Where to Stay Around Georgetown

A number of hotels stand close to the history, culture, and shopping destinations within Georgetown. Budget picks along Love Lane and Jalan Chulia cater to Penang's backpackers; higher-end establishments like the Eastern & Oriental take care of the higher end of the scale.

Getting Around Georgetown

Taxis, trishaws, and a new bus system make getting around Georgetown and Penang easy. Most buses leave from the Weld Quay jetty or the KOMTAR complex; nearly all can be hailed in Chinatown. A free bus circulates around the city every 20 minutes.

Getting to Georgetown

Georgetown occupies most of the northeastern part of Penang Island - known locally as Pulau Pinang.

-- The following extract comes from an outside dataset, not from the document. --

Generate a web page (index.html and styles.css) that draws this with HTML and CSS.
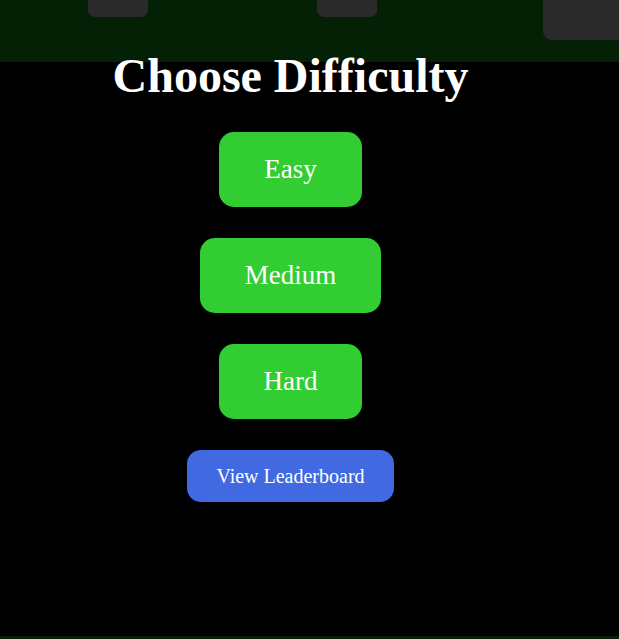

  • By Land: The mainland town of Butterworth is the gateway to Penang. A bridge connects Penang Island with Peninsular Malaysia, however most people take the 20-minute ferry which conveniently departs from adjacent the bus station in Butterworth. 
  • By Air: Situated in Bayan Lepas around 12 miles south of Georgetown, the Penang International Airport (PEN) is serviced by Air Asia, Malaysia Airlines, and China Airlines just to name a few. A fixed-rate taxi to Georgetown takes around 45 minutes or you can save money by taking bus #101 for $1.